Que Horas Ela Volta? estreia dia 27 nos cinemas brasileiros. No mesmo dia, vai estrear nos EUA. É um filme com potencial para Oscar – Regina Casé já foi melhor atriz no Sundance Festival. O filme de Anna Muylaert dialoga com dois outros que estão entre os melhores produzidos no País, nos últimos anos – Casagrande, de Fellipe Barbosa, e O Som ao Redor, de Kleber Mendonça Filho. Segundo a diretora, é o Casagrande visto da cozinha, enquanto o longa de Fellipe Barbosa encara as tensões sociais no Brasil de 2015 do ângulo da sala.

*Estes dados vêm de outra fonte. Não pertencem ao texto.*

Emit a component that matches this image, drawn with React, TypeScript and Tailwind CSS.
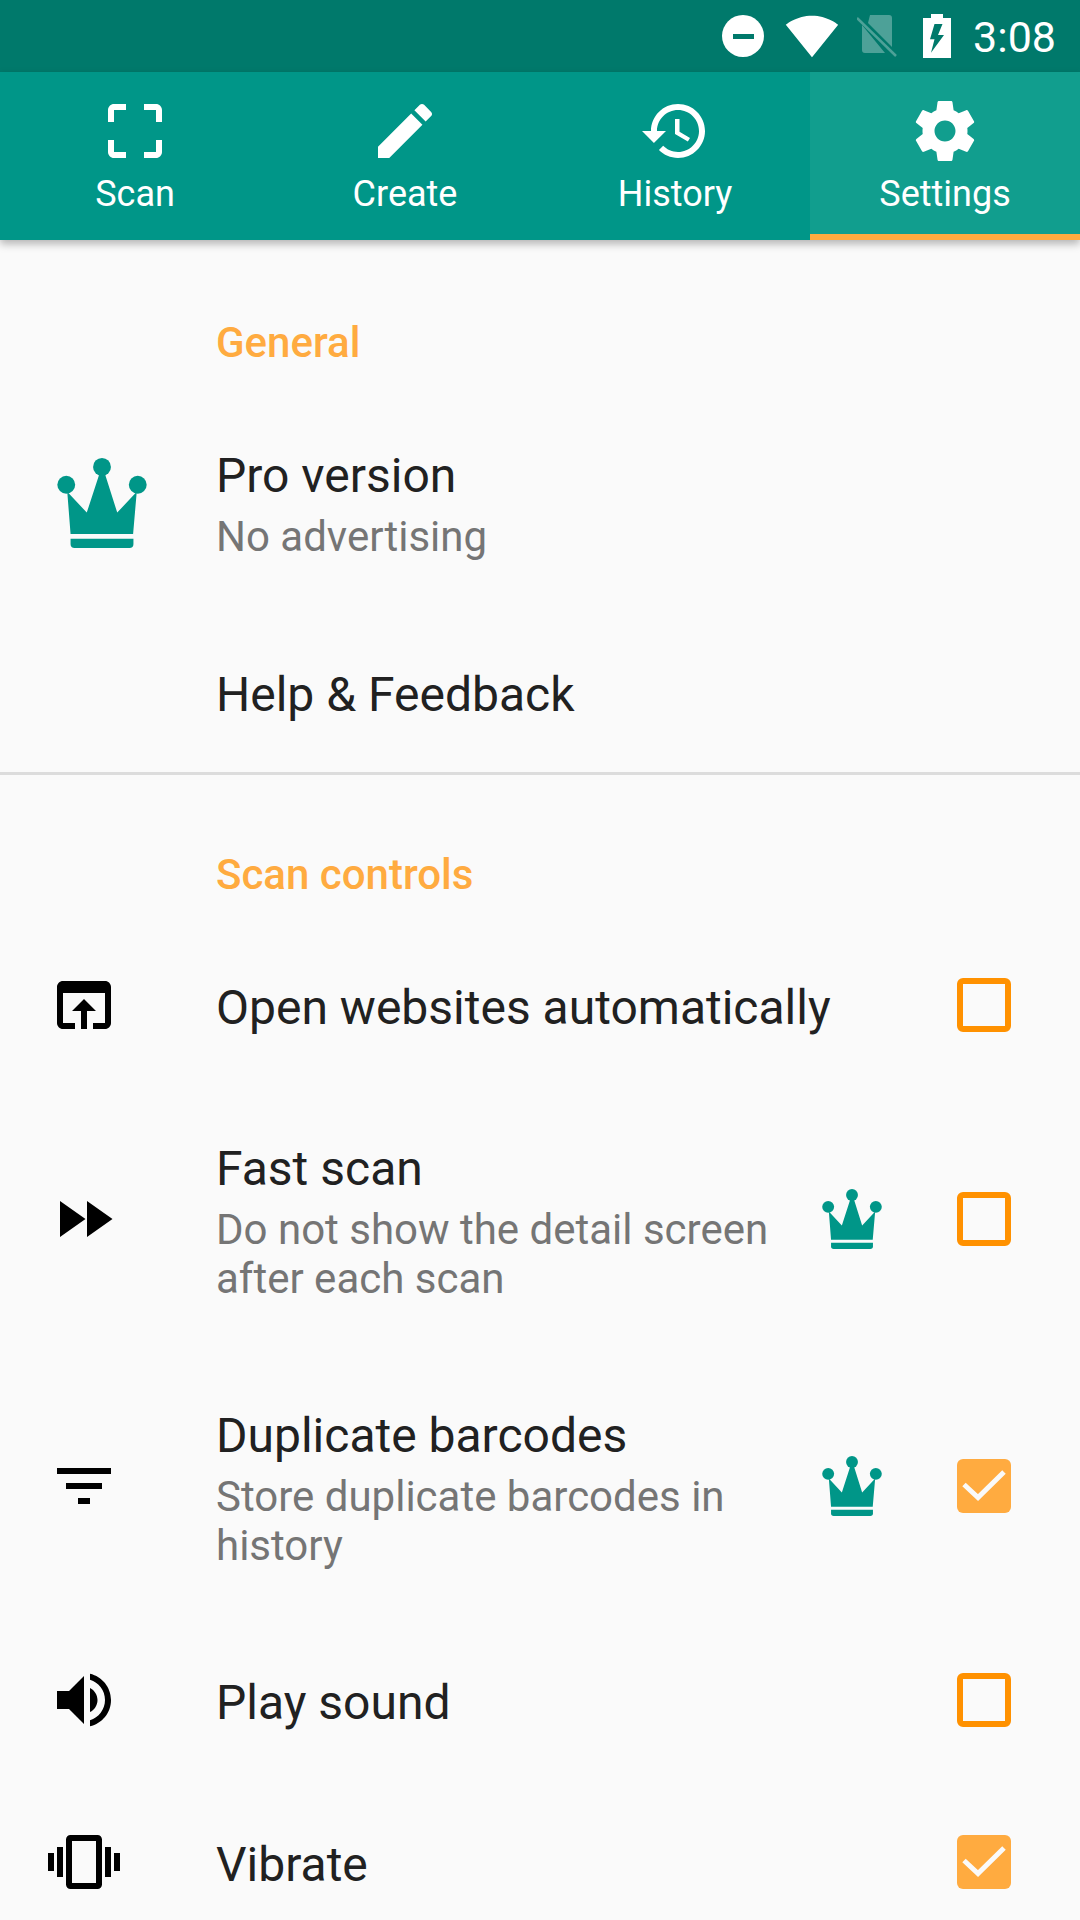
import React from "react";

const P = {
  scan: "M3 5v4h2V5h4V3H5c-1.1 0-2 .9-2 2zm2 10H3v4c0 1.1.9 2 2 2h4v-2H5v-4zm14 4h-4v2h4c1.1 0 2-.9 2-2v-4h-2v4zm0-16h-4v2h4v4h2V5c0-1.1-.9-2-2-2z",
  create: "M3 17.25V21h3.75L17.81 9.94l-3.75-3.75L3 17.25zM20.71 7.04c.39-.39.39-1.02 0-1.41l-2.34-2.34c-.39-.39-1.02-.39-1.41 0l-1.83 1.83 3.75 3.75 1.83-1.83z",
  history: "M13 3c-4.97 0-9 4.03-9 9H1l3.89 3.89.07.14L9 12H6c0-3.87 3.13-7 7-7s7 3.13 7 7-3.13 7-7 7c-1.93 0-3.68-.79-4.94-2.06l-1.42 1.42C8.27 19.99 10.51 21 13 21c4.97 0 9-4.03 9-9s-4.03-9-9-9zm-1 5v5l4.28 2.54.72-1.21-3.5-2.08V8H12z",
  settings: "M19.43 12.98c.04-.32.07-.64.07-.98s-.03-.66-.07-.98l2.11-1.65c.19-.15.24-.42.12-.64l-2-3.46c-.12-.22-.39-.3-.61-.22l-2.49 1c-.52-.4-1.08-.73-1.69-.98l-.38-2.65C14.46 2.18 14.25 2 14 2h-4c-.25 0-.46.18-.49.42l-.38 2.65c-.61.25-1.17.59-1.69.98l-2.49-1c-.23-.09-.49 0-.61.22l-2 3.46c-.13.22-.07.49.12.64l2.11 1.65c-.04.32-.07.65-.07.98s.03.66.07.98l-2.11 1.65c-.19.15-.24.42-.12.64l2 3.46c.12.22.39.3.61.22l2.49-1c.52.4 1.08.73 1.69.98l.38 2.65c.03.24.24.42.49.42h4c.25 0 .46-.18.49-.42l.38-2.65c.61-.25 1.17-.59 1.69-.98l2.49 1c.23.09.49 0 .61-.22l2-3.46c.12-.22.07-.49-.12-.64l-2.11-1.65zM12 15.5c-1.93 0-3.5-1.57-3.5-3.5s1.57-3.5 3.5-3.5 3.5 1.57 3.5 3.5-1.57 3.5-3.5 3.5z",
  open: "M19 4H5c-1.11 0-2 .9-2 2v12c0 1.1.89 2 2 2h4v-2H5V8h14v10h-4v2h4c1.1 0 2-.9 2-2V6c0-1.1-.89-2-2-2zm-7 6l-4 4h3v6h2v-6h3l-4-4z",
  fast: "M4 18l8.5-6L4 6v12zm9-12v12l8.5-6L13 6z",
  filter: "M10 18h4v-2h-4v2zM3 6v2h18V6H3zm3 7h12v-2H6v2z",
  volume: "M3 9v6h4l5 5V4L7 9H3zm13.5 3c0-1.77-1.02-3.29-2.5-4.03v8.05c1.48-.73 2.5-2.25 2.5-4.02zM14 3.23v2.06c2.89.86 5 3.54 5 6.71s-2.11 5.85-5 6.71v2.06c4.01-.91 7-4.49 7-8.77s-2.99-7.86-7-8.77z",
  vibrate: "M0 15h2V9H0v6zm3 2h2V7H3v10zm19-8v6h2V9h-2zm-3 8h2V7h-2v10zM16.5 3h-9C6.67 3 6 3.67 6 4.5v15c0 .83.67 1.5 1.5 1.5h9c.83 0 1.5-.67 1.5-1.5v-15c0-.83-.67-1.5-1.5-1.5zM16 19H8V5h8v14z",
};

function Ico({ d, className }: { d: string; className?: string }) {
  return (
    <svg viewBox="0 0 24 24" className={className} fill="currentColor">
      <path d={d} />
    </svg>
  );
}

function Crown({ className }: { className?: string }) {
  return (
    <svg viewBox="0 0 270 272" className={className} fill="#009688">
      <circle cx="27" cy="81" r="27" />
      <circle cx="135" cy="27" r="27" />
      <circle cx="243" cy="81" r="27" />
      <path d="M30 102L89 165L127 48H144L181 165L240 102L229 230H40Z" />
      <path d="M40 244H230V260Q230 272 218 272H52Q40 272 40 260Z" />
    </svg>
  );
}

function Check({ on }: { on: boolean }) {
  if (on) {
    return (
      <div className="w-[54px] h-[54px] rounded-[6px] bg-[#ffab40]">
        <svg viewBox="0 0 54 54" className="w-[54px] h-[54px]" fill="none" stroke="#fafafa" strokeWidth="5">
          <path d="M7 25.5L21 38.5L47 13" />
        </svg>
      </div>
    );
  }
  return <div className="w-[54px] h-[54px] rounded-[6px] border-[6px] border-[#ff9100]" />;
}

function Row({
  icon,
  title,
  sub,
  crown,
  check,
  tight,
}: {
  icon?: string;
  title: string;
  sub?: React.ReactNode;
  crown?: boolean;
  check?: boolean;
  tight?: boolean;
}) {
  const lift = sub ? "pb-[2px]" : "";
  return (
    <div className={`flex items-center pt-[51px] ${tight ? "pb-[50px]" : "pb-[51px]"} pl-[48px] pr-[69px]`}>
      <div className={`w-[72px] mr-[96px] shrink-0 text-black ${lift}`}>
        <div className="h-[60px] flex items-center">
          {icon && <Ico d={icon} className="w-[72px] h-[72px] shrink-0" />}
        </div>
      </div>
      <div className="flex-1 min-w-0">
        <div className={`h-[60px] text-[48px] text-[#212121] ${sub ? "leading-[64px]" : "leading-[66px]"}`}>{title}</div>
        {sub && <div className="mt-[8px] -mb-[1px] text-[42px] leading-[49px] text-[#757575]">{sub}</div>}
      </div>
      {crown && (
        <div className={`mr-[75px] shrink-0 ${lift}`}>
          <Crown className="w-[60px] h-[60px]" />
        </div>
      )}
      {check !== undefined && (
        <div className={`shrink-0 ${lift}`}>
          <Check on={check} />
        </div>
      )}
    </div>
  );
}

function Header({ children, spacing }: { children: React.ReactNode; spacing: string }) {
  return (
    <div className={`${spacing} h-[60px] pl-[216px] text-[42px] leading-[62px] font-medium text-[#ffab40]`}>
      {children}
    </div>
  );
}

function Tab({ d, label, active }: { d: string; label: string; active?: boolean }) {
  return (
    <div
      className={`h-[168px] pt-[23px] flex flex-col items-center text-white ${
        active ? "bg-[#119e8e] border-b-[6px] border-[#ffab40]" : ""
      }`}
    >
      <Ico d={d} className="w-[72px] h-[72px]" />
      <div className="text-[36px] leading-[54px]">{label}</div>
    </div>
  );
}

export default function App() {
  return (
    <div
      className="w-[1080px] h-[1920px] overflow-hidden bg-[#fafafa] relative"
      style={{ fontFamily: "Roboto, sans-serif" }}
    >
      <div className="h-[72px] bg-[#00796b] flex items-center justify-end pr-[24px] text-white">
        <svg viewBox="0 0 42 42" className="w-[42px] h-[42px] mr-[21px]">
          <circle cx="21" cy="21" r="21" fill="#fff" />
          <rect x="11" y="19" width="21" height="5" fill="#00796b" />
        </svg>
        <svg viewBox="0 0 24 24" className="w-[54px] h-[54px] mr-[18px]" fill="#fff">
          <path d="M12.01 21.49L23.64 7c-.45-.34-4.93-4-11.64-4C5.28 3 .81 6.66.36 7l11.63 14.49.01.01.01-.01z" />
        </svg>
        <svg viewBox="0 0 40 42" className="w-[40px] h-[42px] mr-[26px]" opacity="0.3">
          <path d="M13 0H32Q35 0 35 3V32L11 8ZM5 10L28 38H8Q5 38 5 35Z" fill="#fff" />
          <path d="M0 3L39 41" stroke="#fff" strokeWidth="2.5" />
        </svg>
        <svg viewBox="0 0 28 44" className="w-[28px] h-[44px] mr-[22px]" fill="#fff">
          <path fillRule="evenodd" d="M8 0H20V4H28V44H0V4H8ZM11.5 10H19.5L15 21H21L8 38.7L11.5 25.3H7Z" />
        </svg>
        <div className="text-[43px] leading-[72px] pt-[2px]">3:08</div>
      </div>

      <div className="relative grid grid-cols-4 h-[168px] bg-[#009688] shadow-[0_4px_8px_rgba(0,0,0,0.28)]">
        <Tab d={P.scan} label="Scan" />
        <Tab d={P.create} label="Create" />
        <Tab d={P.history} label="History" />
        <Tab d={P.settings} label="Settings" active />
      </div>

      <Header spacing="mt-[72px] mb-[22px]">General</Header>
      <div className="flex items-center pt-[51px] pb-[50px] pl-[57px]">
        <Crown className="w-[90px] h-[90px] mr-[69px] shrink-0" />
        <div>
          <div className="h-[60px] text-[48px] leading-[62px] text-[#212121]">Pro version</div>
          <div className="mt-[7px] text-[42px] leading-[49px] text-[#757575]">No advertising</div>
        </div>
      </div>
      <Row title="Help &amp; Feedback" />
      <div className="h-[3px] bg-[#dcdcdc] -mt-[1px]" />

      <Header spacing="mt-[69px] mb-[20px]">Scan controls</Header>
      <Row icon={P.open} title="Open websites automatically" check={false} />
      <Row
        icon={P.fast}
        title="Fast scan"
        sub={
          <>
            Do not show the detail screen
            <br />
            after each scan
          </>
        }
        crown
        check={false}
      />
      <Row
        icon={P.filter}
        title="Duplicate barcodes"
        sub={
          <>
            Store duplicate barcodes in
            <br />
            history
          </>
        }
        crown
        check
        tight
      />
      <Row icon={P.volume} title="Play sound" check={false} />
      <Row icon={P.vibrate} title="Vibrate" check />
    </div>
  );
}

A primeira homenagem de Gramado foi para o ator, diretor, roteirista e produtor Daniel Filho, que recebeu no sábado o Prêmio Cidade de Gramado. Daniel faz filmes populares que nem sempre, ou raramente, agradam aos críticos. Seu cinema não tem a cara do circuito dos festivais, mas seria absurdo negar sua importância para o cinema brasileiro. Ele lembrou a célebre cena do nu frontal de Norma Bengell em Os Cafajestes, de Ruy Guerra – dirigia o jipe que descreve movimentos circulares em volta da atriz. Passaram-se mais de 50 anos (o filme é de 1962) e Daniel volta a se associar a Ruy Guerra no novo filme do diretor, Quase Memória.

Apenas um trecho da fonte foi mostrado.